No money for medical treatment: KSRTC retiree’s death puts focus on debt-ridden Corporation

For 34 years, V V Roy worked as a bus conductor for the Kerala State Road Transport Corporation (KSRTC). After beginning his career as part of the non-contractual staff, he was finally regularised along with hundreds of others in September 2002.

When he retired in 2015, Roy hoped that his monthly pension would financially sustain him, his wife and two young daughters. But in September 2017, his family claims, the money abruptly stopped.

Roy, who suffered from diabetes and serious heart ailments, grew worried when doctors informed him that he had to undergo an urgent angioplasty. Needing Rs 4 lakh for the surgery, Roy kept deferring it until it cost him dear.

“On Monday evening, he was drinking tea when he suddenly said he couldn’t breathe. We immediately took him in an autorickshaw to a private hospital and then to the general hospital in Ernakulam. But he died before we reached the hospital. He didn’t say a word before he left,” Roy’s tear-eyed wife Bindu told The Indian Express.

Roy’s death lends further heft to the raging agitation of defaulting pensions to be paid by the government to over 38,000 retired employees of the beleaguered public sector company.

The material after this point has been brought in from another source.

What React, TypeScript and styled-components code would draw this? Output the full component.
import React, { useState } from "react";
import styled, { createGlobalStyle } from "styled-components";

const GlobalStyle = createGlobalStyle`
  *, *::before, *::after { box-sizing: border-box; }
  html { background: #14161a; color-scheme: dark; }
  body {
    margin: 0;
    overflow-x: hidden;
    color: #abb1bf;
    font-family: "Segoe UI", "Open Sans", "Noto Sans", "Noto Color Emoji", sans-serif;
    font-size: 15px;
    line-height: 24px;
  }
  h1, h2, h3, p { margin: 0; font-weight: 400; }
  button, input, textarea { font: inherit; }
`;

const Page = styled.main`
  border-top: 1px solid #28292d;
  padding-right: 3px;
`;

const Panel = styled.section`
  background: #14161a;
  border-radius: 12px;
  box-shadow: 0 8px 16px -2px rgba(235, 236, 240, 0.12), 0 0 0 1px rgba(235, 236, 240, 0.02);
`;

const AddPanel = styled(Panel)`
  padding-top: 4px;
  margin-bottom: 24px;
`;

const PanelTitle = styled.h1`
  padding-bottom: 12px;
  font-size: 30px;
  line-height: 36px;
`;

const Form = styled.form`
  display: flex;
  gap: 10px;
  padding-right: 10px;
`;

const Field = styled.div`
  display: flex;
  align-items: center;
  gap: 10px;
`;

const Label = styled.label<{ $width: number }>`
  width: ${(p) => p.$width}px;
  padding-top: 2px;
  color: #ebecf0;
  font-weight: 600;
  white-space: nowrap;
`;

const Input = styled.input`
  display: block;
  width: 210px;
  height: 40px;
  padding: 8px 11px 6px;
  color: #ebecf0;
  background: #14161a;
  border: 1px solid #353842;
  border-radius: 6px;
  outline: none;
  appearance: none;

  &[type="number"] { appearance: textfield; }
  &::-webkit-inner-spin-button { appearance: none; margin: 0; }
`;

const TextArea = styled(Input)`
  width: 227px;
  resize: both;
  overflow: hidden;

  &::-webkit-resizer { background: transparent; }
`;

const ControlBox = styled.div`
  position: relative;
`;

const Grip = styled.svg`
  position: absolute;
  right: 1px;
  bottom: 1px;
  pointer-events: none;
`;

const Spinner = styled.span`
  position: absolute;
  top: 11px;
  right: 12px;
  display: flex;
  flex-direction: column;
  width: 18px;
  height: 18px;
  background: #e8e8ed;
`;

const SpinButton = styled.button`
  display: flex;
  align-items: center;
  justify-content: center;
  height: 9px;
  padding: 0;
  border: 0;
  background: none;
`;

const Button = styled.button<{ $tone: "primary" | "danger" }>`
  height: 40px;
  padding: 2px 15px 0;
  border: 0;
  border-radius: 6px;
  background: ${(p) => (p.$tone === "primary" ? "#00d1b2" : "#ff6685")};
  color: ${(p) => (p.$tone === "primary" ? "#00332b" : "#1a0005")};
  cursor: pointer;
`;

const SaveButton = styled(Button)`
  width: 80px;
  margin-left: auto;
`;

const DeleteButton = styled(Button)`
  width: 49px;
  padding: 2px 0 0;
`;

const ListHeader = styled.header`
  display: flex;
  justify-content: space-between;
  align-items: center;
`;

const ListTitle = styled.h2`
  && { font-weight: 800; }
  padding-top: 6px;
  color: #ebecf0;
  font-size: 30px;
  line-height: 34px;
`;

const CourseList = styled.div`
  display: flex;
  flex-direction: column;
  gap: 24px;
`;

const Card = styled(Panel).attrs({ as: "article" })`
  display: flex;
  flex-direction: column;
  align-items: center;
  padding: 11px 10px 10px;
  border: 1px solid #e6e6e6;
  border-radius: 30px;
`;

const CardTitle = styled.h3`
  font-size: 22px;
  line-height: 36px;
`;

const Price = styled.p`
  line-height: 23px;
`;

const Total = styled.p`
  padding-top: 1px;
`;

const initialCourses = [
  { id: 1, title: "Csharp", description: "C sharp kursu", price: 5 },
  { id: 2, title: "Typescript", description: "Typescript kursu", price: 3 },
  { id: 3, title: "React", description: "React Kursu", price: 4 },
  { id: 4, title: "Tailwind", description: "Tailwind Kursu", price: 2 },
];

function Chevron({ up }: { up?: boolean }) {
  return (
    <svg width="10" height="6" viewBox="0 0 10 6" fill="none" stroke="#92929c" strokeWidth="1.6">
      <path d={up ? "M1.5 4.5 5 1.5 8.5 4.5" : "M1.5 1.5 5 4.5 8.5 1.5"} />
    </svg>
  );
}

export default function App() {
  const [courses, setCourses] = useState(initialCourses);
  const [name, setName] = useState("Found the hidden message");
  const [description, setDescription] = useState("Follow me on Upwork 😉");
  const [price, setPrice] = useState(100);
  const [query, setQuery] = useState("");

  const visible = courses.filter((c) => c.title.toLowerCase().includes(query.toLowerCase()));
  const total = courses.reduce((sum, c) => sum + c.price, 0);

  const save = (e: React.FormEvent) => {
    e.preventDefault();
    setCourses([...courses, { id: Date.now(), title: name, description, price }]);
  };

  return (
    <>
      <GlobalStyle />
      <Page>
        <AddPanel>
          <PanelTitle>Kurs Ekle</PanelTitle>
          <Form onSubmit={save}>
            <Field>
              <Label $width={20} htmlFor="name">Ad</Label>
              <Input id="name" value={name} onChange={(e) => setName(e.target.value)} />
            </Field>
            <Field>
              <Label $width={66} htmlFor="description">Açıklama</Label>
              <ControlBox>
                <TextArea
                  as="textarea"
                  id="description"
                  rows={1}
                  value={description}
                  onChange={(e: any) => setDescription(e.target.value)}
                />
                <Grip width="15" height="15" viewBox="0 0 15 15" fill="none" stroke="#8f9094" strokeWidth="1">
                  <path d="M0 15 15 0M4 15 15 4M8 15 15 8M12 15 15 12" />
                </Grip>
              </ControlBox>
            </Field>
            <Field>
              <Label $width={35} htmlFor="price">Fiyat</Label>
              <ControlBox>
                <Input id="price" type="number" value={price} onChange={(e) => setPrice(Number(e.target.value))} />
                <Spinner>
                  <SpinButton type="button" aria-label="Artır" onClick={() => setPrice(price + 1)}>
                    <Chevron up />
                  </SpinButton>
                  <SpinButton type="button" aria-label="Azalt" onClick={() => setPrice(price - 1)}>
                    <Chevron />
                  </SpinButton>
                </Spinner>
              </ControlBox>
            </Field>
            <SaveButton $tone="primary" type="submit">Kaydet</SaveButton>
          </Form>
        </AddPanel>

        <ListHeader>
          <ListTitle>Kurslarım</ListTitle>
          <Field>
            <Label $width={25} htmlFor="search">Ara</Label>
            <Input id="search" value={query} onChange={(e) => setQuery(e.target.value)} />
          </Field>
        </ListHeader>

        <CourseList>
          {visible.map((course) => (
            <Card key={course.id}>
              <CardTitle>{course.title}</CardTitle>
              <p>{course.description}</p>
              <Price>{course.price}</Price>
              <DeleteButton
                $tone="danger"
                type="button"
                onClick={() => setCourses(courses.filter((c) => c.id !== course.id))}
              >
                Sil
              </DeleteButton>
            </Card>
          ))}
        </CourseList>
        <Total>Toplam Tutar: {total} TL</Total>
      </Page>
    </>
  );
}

In January, a pensioner’s widow ended her life purportedly over extreme financial difficulties owing to stoppage of arrear payment. Many of the ex-employees haven’t received pension or arrears for years with successive governments citing the KSRTC’s financial health as a reason for the delay in pension payments. Last month, the Kerala High Court ordered that the corporation’s lofty debts cannot be stated as a reason for government’s inaction on pension dues. For now, the government has promised that a consortium of cooperative banks would pool in the first instalment of Rs 284 crore to clear pension arrears by March.

But Bindu, who works as a domestic help in a residential society, knows what government promises sound like. She hasn’t knocked on the doors of the Corporation or the local panchayat precisely for this reason.

“If he had gotten his pension on time, we could have bought medicines. He wouldn’t have died so suddenly,” she says. As her grand-daughter plays with a teddy bear outside the house, Bindu doesn’t know when the debtors would come calling. Their modest one-room house stands by the edge of a drain on revenue land with no proper ‘pattayam’ (land deed) in their hands. With her elder daughter married off, Bindu has the responsibility of taking care of her younger daughter’s school expenses.

Achan ennu paranjal jeevan aayirunnu,” she says, indicating that her children were very close to their father.

Just then, her son-in-law arrives. Handing him a sheaf of papers, she tells him to go to the bus depot and distribute them to the employees there. “Sanjayanam (a part of last rites) is on Saturday,” she says, before retreating into the house.